----- INFORMATION SUPPLIED

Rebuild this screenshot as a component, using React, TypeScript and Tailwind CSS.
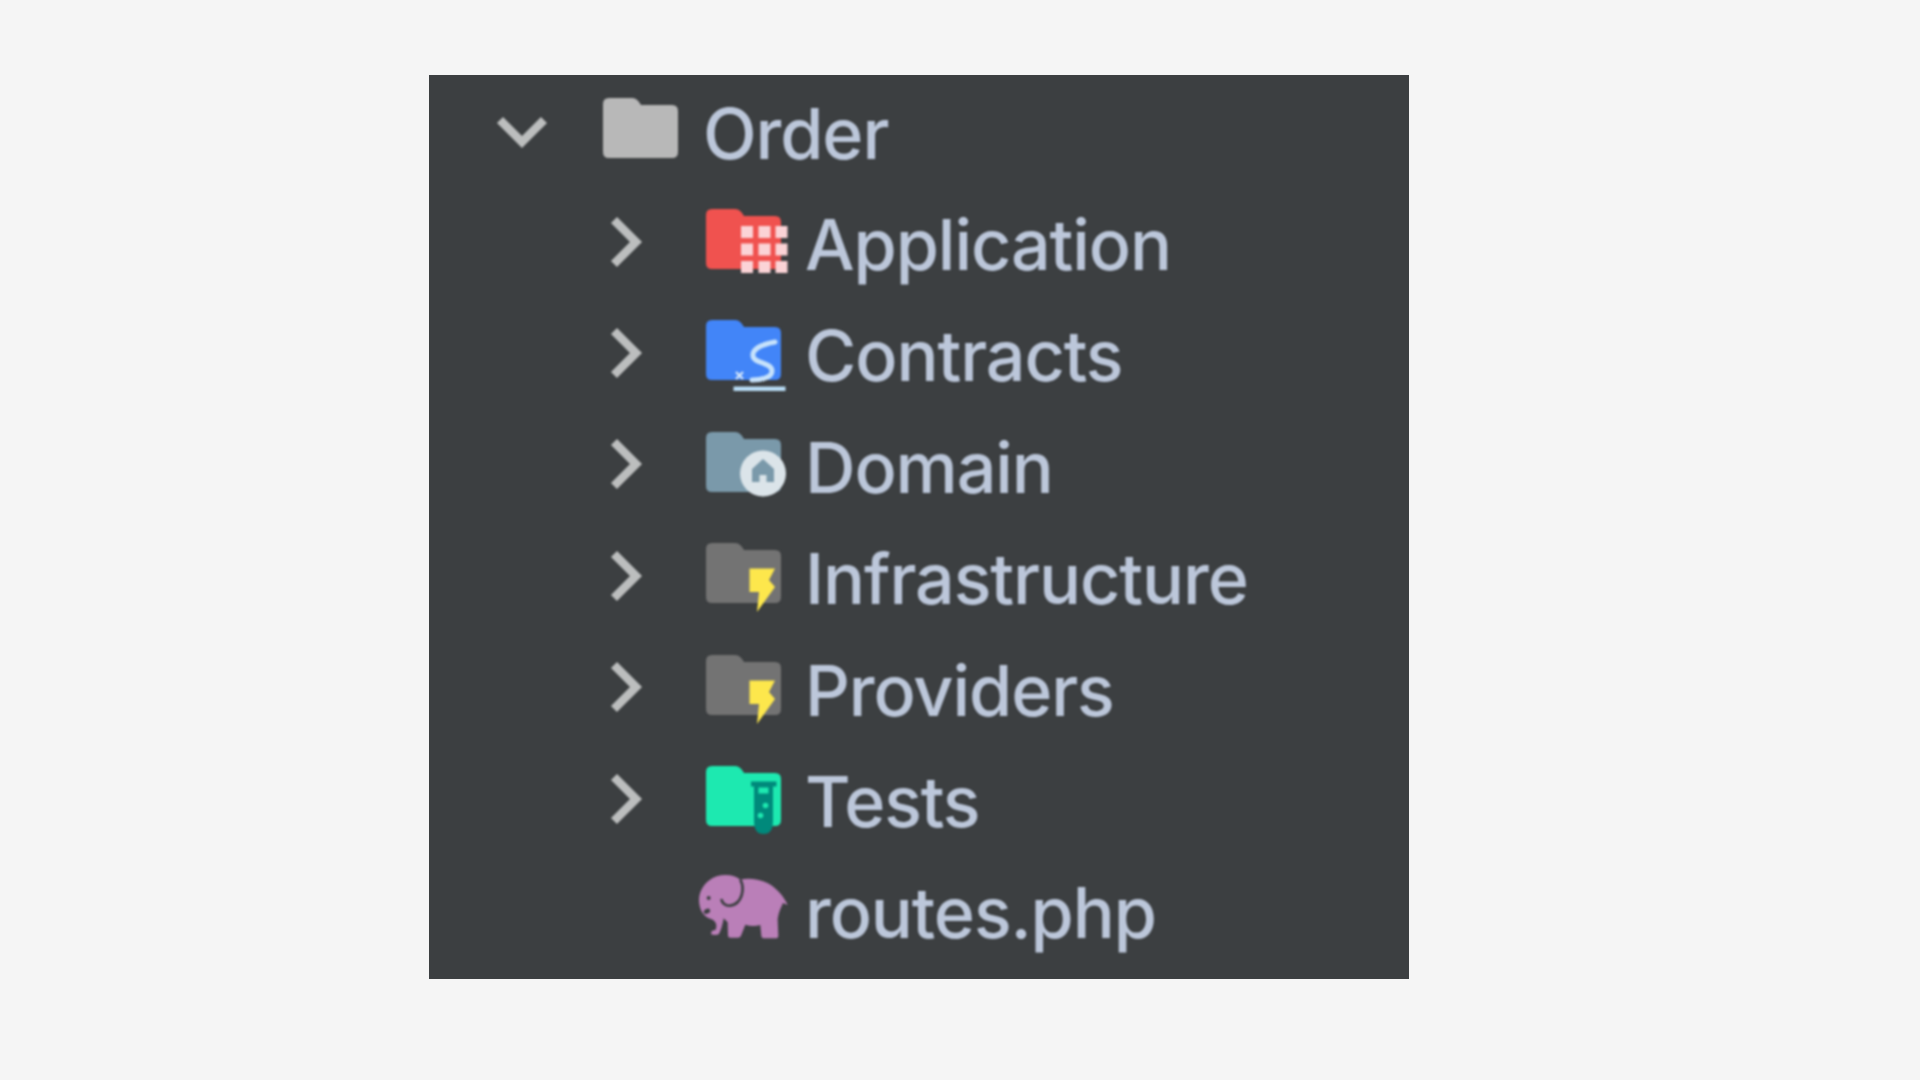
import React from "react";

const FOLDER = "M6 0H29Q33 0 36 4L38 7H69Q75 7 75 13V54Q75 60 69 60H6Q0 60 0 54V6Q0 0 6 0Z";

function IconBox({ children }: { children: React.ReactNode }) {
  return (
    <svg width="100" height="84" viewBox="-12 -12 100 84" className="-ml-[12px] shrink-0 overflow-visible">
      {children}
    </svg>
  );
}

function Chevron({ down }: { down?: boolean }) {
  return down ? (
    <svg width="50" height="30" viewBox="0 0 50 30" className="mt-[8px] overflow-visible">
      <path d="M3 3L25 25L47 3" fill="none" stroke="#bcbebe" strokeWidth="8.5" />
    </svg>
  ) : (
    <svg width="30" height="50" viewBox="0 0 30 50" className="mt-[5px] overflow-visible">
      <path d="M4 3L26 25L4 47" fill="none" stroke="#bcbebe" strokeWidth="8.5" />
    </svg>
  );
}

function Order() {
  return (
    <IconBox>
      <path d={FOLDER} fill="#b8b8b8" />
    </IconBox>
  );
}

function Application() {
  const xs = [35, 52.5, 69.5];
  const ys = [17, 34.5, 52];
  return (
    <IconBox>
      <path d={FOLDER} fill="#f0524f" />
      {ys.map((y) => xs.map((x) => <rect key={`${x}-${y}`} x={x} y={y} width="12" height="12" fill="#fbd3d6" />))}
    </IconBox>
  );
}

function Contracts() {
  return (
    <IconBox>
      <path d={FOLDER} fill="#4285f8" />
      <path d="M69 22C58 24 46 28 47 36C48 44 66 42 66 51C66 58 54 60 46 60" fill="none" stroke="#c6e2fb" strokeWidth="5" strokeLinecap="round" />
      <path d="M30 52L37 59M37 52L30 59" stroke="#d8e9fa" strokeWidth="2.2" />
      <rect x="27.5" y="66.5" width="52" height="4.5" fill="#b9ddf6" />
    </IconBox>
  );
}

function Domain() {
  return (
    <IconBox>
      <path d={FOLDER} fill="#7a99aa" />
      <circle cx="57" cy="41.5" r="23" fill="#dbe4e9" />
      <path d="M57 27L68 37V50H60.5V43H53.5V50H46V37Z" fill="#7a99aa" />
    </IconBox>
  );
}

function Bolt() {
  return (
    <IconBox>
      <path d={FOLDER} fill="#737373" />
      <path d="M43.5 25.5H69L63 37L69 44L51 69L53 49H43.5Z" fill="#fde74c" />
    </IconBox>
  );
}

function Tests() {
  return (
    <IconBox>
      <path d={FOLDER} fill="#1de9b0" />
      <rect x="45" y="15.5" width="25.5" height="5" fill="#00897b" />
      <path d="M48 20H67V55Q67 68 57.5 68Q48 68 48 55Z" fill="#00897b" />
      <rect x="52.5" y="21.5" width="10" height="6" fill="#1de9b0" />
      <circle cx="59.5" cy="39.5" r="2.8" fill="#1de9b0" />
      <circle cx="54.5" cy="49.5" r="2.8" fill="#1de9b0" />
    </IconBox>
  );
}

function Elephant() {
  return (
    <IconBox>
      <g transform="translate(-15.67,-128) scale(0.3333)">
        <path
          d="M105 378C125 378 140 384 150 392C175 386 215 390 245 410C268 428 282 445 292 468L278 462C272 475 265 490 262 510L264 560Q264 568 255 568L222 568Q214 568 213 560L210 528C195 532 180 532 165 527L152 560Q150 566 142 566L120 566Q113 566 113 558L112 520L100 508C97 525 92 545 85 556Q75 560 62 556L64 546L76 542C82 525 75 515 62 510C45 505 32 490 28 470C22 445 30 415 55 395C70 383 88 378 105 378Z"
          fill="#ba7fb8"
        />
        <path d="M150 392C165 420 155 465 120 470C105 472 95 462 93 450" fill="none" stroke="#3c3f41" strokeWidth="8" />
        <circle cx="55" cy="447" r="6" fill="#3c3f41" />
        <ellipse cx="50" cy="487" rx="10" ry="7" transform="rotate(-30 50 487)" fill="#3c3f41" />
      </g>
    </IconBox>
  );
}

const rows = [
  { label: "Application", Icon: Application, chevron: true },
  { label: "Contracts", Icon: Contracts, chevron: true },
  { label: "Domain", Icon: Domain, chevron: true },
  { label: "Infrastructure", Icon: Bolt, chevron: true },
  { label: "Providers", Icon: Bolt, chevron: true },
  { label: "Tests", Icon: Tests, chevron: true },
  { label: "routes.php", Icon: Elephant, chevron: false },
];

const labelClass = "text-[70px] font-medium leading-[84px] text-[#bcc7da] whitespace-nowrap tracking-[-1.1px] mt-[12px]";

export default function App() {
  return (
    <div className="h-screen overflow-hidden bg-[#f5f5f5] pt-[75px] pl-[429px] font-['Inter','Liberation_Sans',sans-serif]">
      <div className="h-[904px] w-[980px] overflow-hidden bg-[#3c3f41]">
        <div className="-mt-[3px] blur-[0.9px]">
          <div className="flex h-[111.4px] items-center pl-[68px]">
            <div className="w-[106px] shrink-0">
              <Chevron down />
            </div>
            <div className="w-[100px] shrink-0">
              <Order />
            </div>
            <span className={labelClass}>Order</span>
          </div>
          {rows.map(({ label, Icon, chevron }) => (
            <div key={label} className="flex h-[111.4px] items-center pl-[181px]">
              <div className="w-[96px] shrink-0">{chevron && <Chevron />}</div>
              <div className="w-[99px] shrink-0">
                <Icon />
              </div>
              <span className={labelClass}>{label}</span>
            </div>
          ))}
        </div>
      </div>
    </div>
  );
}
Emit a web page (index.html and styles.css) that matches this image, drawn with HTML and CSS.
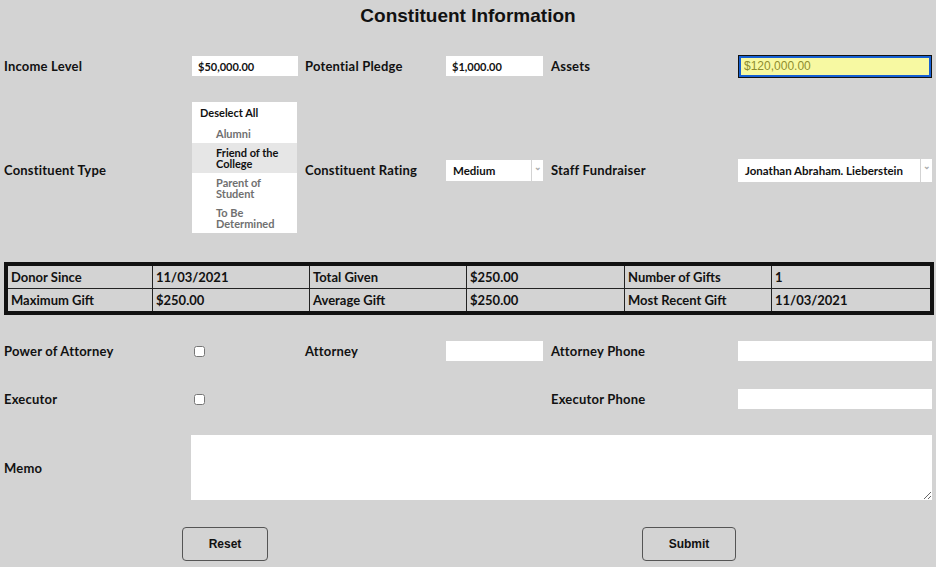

----------

→ PROBLEM DETAILS:
Keep the pictures out of the copy and write out the data exactly as it stands.

→ EXERCISE SOLUTION:
Rebuild this screenshot as a component, using React, TypeScript and Tailwind CSS.
import React from "react";

const FOLDER = "M6 0H29Q33 0 36 4L38 7H69Q75 7 75 13V54Q75 60 69 60H6Q0 60 0 54V6Q0 0 6 0Z";

function IconBox({ children }: { children: React.ReactNode }) {
  return (
    <svg width="100" height="84" viewBox="-12 -12 100 84" className="-ml-[12px] shrink-0 overflow-visible">
      {children}
    </svg>
  );
}

function Chevron({ down }: { down?: boolean }) {
  return down ? (
    <svg width="50" height="30" viewBox="0 0 50 30" className="mt-[8px] overflow-visible">
      <path d="M3 3L25 25L47 3" fill="none" stroke="#bcbebe" strokeWidth="8.5" />
    </svg>
  ) : (
    <svg width="30" height="50" viewBox="0 0 30 50" className="mt-[5px] overflow-visible">
      <path d="M4 3L26 25L4 47" fill="none" stroke="#bcbebe" strokeWidth="8.5" />
    </svg>
  );
}

function Order() {
  return (
    <IconBox>
      <path d={FOLDER} fill="#b8b8b8" />
    </IconBox>
  );
}

function Application() {
  const xs = [35, 52.5, 69.5];
  const ys = [17, 34.5, 52];
  return (
    <IconBox>
      <path d={FOLDER} fill="#f0524f" />
      {ys.map((y) => xs.map((x) => <rect key={`${x}-${y}`} x={x} y={y} width="12" height="12" fill="#fbd3d6" />))}
    </IconBox>
  );
}

function Contracts() {
  return (
    <IconBox>
      <path d={FOLDER} fill="#4285f8" />
      <path d="M69 22C58 24 46 28 47 36C48 44 66 42 66 51C66 58 54 60 46 60" fill="none" stroke="#c6e2fb" strokeWidth="5" strokeLinecap="round" />
      <path d="M30 52L37 59M37 52L30 59" stroke="#d8e9fa" strokeWidth="2.2" />
      <rect x="27.5" y="66.5" width="52" height="4.5" fill="#b9ddf6" />
    </IconBox>
  );
}

function Domain() {
  return (
    <IconBox>
      <path d={FOLDER} fill="#7a99aa" />
      <circle cx="57" cy="41.5" r="23" fill="#dbe4e9" />
      <path d="M57 27L68 37V50H60.5V43H53.5V50H46V37Z" fill="#7a99aa" />
    </IconBox>
  );
}

function Bolt() {
  return (
    <IconBox>
      <path d={FOLDER} fill="#737373" />
      <path d="M43.5 25.5H69L63 37L69 44L51 69L53 49H43.5Z" fill="#fde74c" />
    </IconBox>
  );
}

function Tests() {
  return (
    <IconBox>
      <path d={FOLDER} fill="#1de9b0" />
      <rect x="45" y="15.5" width="25.5" height="5" fill="#00897b" />
      <path d="M48 20H67V55Q67 68 57.5 68Q48 68 48 55Z" fill="#00897b" />
      <rect x="52.5" y="21.5" width="10" height="6" fill="#1de9b0" />
      <circle cx="59.5" cy="39.5" r="2.8" fill="#1de9b0" />
      <circle cx="54.5" cy="49.5" r="2.8" fill="#1de9b0" />
    </IconBox>
  );
}

function Elephant() {
  return (
    <IconBox>
      <g transform="translate(-15.67,-128) scale(0.3333)">
        <path
          d="M105 378C125 378 140 384 150 392C175 386 215 390 245 410C268 428 282 445 292 468L278 462C272 475 265 490 262 510L264 560Q264 568 255 568L222 568Q214 568 213 560L210 528C195 532 180 532 165 527L152 560Q150 566 142 566L120 566Q113 566 113 558L112 520L100 508C97 525 92 545 85 556Q75 560 62 556L64 546L76 542C82 525 75 515 62 510C45 505 32 490 28 470C22 445 30 415 55 395C70 383 88 378 105 378Z"
          fill="#ba7fb8"
        />
        <path d="M150 392C165 420 155 465 120 470C105 472 95 462 93 450" fill="none" stroke="#3c3f41" strokeWidth="8" />
        <circle cx="55" cy="447" r="6" fill="#3c3f41" />
        <ellipse cx="50" cy="487" rx="10" ry="7" transform="rotate(-30 50 487)" fill="#3c3f41" />
      </g>
    </IconBox>
  );
}

const rows = [
  { label: "Application", Icon: Application, chevron: true },
  { label: "Contracts", Icon: Contracts, chevron: true },
  { label: "Domain", Icon: Domain, chevron: true },
  { label: "Infrastructure", Icon: Bolt, chevron: true },
  { label: "Providers", Icon: Bolt, chevron: true },
  { label: "Tests", Icon: Tests, chevron: true },
  { label: "routes.php", Icon: Elephant, chevron: false },
];

const labelClass = "text-[70px] font-medium leading-[84px] text-[#bcc7da] whitespace-nowrap tracking-[-1.1px] mt-[12px]";

export default function App() {
  return (
    <div className="h-screen overflow-hidden bg-[#f5f5f5] pt-[75px] pl-[429px] font-['Inter','Liberation_Sans',sans-serif]">
      <div className="h-[904px] w-[980px] overflow-hidden bg-[#3c3f41]">
        <div className="-mt-[3px] blur-[0.9px]">
          <div className="flex h-[111.4px] items-center pl-[68px]">
            <div className="w-[106px] shrink-0">
              <Chevron down />
            </div>
            <div className="w-[100px] shrink-0">
              <Order />
            </div>
            <span className={labelClass}>Order</span>
          </div>
          {rows.map(({ label, Icon, chevron }) => (
            <div key={label} className="flex h-[111.4px] items-center pl-[181px]">
              <div className="w-[96px] shrink-0">{chevron && <Chevron />}</div>
              <div className="w-[99px] shrink-0">
                <Icon />
              </div>
              <span className={labelClass}>{label}</span>
            </div>
          ))}
        </div>
      </div>
    </div>
  );
}
Emit a web page (index.html and styles.css) that matches this image, drawn with HTML and CSS.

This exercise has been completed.